#### [WORK TO COMPLETE]
Give the data again exactly as written, skipping any pictures.

-------- SUPPLIED MATERIAL --------

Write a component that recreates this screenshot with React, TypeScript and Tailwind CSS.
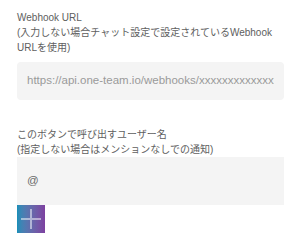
export default function App() {
  return (
    <div
      className="w-[305px] h-[250px] bg-white overflow-hidden"
      style={{ fontFamily: '"Liberation Sans", "Noto Sans CJK JP", sans-serif' }}
    >
      <div className="ml-[17px] w-[267px] pt-[10px]">
        {/* Webhook URL */}
        <label className="block text-[10px] leading-[15px] text-[#5e5e5e]">
          Webhook URL
          <br />
          (入力しない場合チャット設定で設定されているWebhook URLを使用)
        </label>
        <div className="mt-[7px] h-[38px] rounded-[4px] bg-[#f4f4f4] flex items-center px-[10px] overflow-hidden">
          <span className="text-[11.5px] text-[#9a9a9a] whitespace-nowrap overflow-hidden">
            https://api.one-team.io/webhooks/xxxxxxxxxxxxxxxxxxxx
          </span>
        </div>

        {/* Mention user */}
        <label className="block mt-[27px] text-[10px] leading-[15px] text-[#5e5e5e]">
          このボタンで呼び出すユーザー名
          <br />
          (指定しない場合はメンションなしでの通知)
        </label>
        <div className="h-[48px] bg-[#f4f4f4] flex items-center px-[10px]">
          <span className="text-[11.5px] text-[#6a6a6a]">@</span>
        </div>

        <button className="w-[28px] h-[28px] flex items-center justify-center bg-gradient-to-r from-[#148fb8] to-[#7d40a0]">
          <svg width="20" height="20" viewBox="0 0 20 20">
            <path d="M10 0v20M0 10h20" stroke="white" strokeOpacity="0.5" strokeWidth="2" fill="none" />
          </svg>
        </button>
      </div>
    </div>
  );
}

--------

#### [SOLUTION TO THE PROBLEM]
Write a component that recreates this screenshot with React, TypeScript and Tailwind CSS.
export default function App() {
  return (
    <div
      className="w-[305px] h-[250px] bg-white overflow-hidden"
      style={{ fontFamily: '"Liberation Sans", "Noto Sans CJK JP", sans-serif' }}
    >
      <div className="ml-[17px] w-[267px] pt-[10px]">
        {/* Webhook URL */}
        <label className="block text-[10px] leading-[15px] text-[#5e5e5e]">
          Webhook URL
          <br />
          (入力しない場合チャット設定で設定されているWebhook URLを使用)
        </label>
        <div className="mt-[7px] h-[38px] rounded-[4px] bg-[#f4f4f4] flex items-center px-[10px] overflow-hidden">
          <span className="text-[11.5px] text-[#9a9a9a] whitespace-nowrap overflow-hidden">
            https://api.one-team.io/webhooks/xxxxxxxxxxxxxxxxxxxx
          </span>
        </div>

        {/* Mention user */}
        <label className="block mt-[27px] text-[10px] leading-[15px] text-[#5e5e5e]">
          このボタンで呼び出すユーザー名
          <br />
          (指定しない場合はメンションなしでの通知)
        </label>
        <div className="h-[48px] bg-[#f4f4f4] flex items-center px-[10px]">
          <span className="text-[11.5px] text-[#6a6a6a]">@</span>
        </div>

        <button className="w-[28px] h-[28px] flex items-center justify-center bg-gradient-to-r from-[#148fb8] to-[#7d40a0]">
          <svg width="20" height="20" viewBox="0 0 20 20">
            <path d="M10 0v20M0 10h20" stroke="white" strokeOpacity="0.5" strokeWidth="2" fill="none" />
          </svg>
        </button>
      </div>
    </div>
  );
}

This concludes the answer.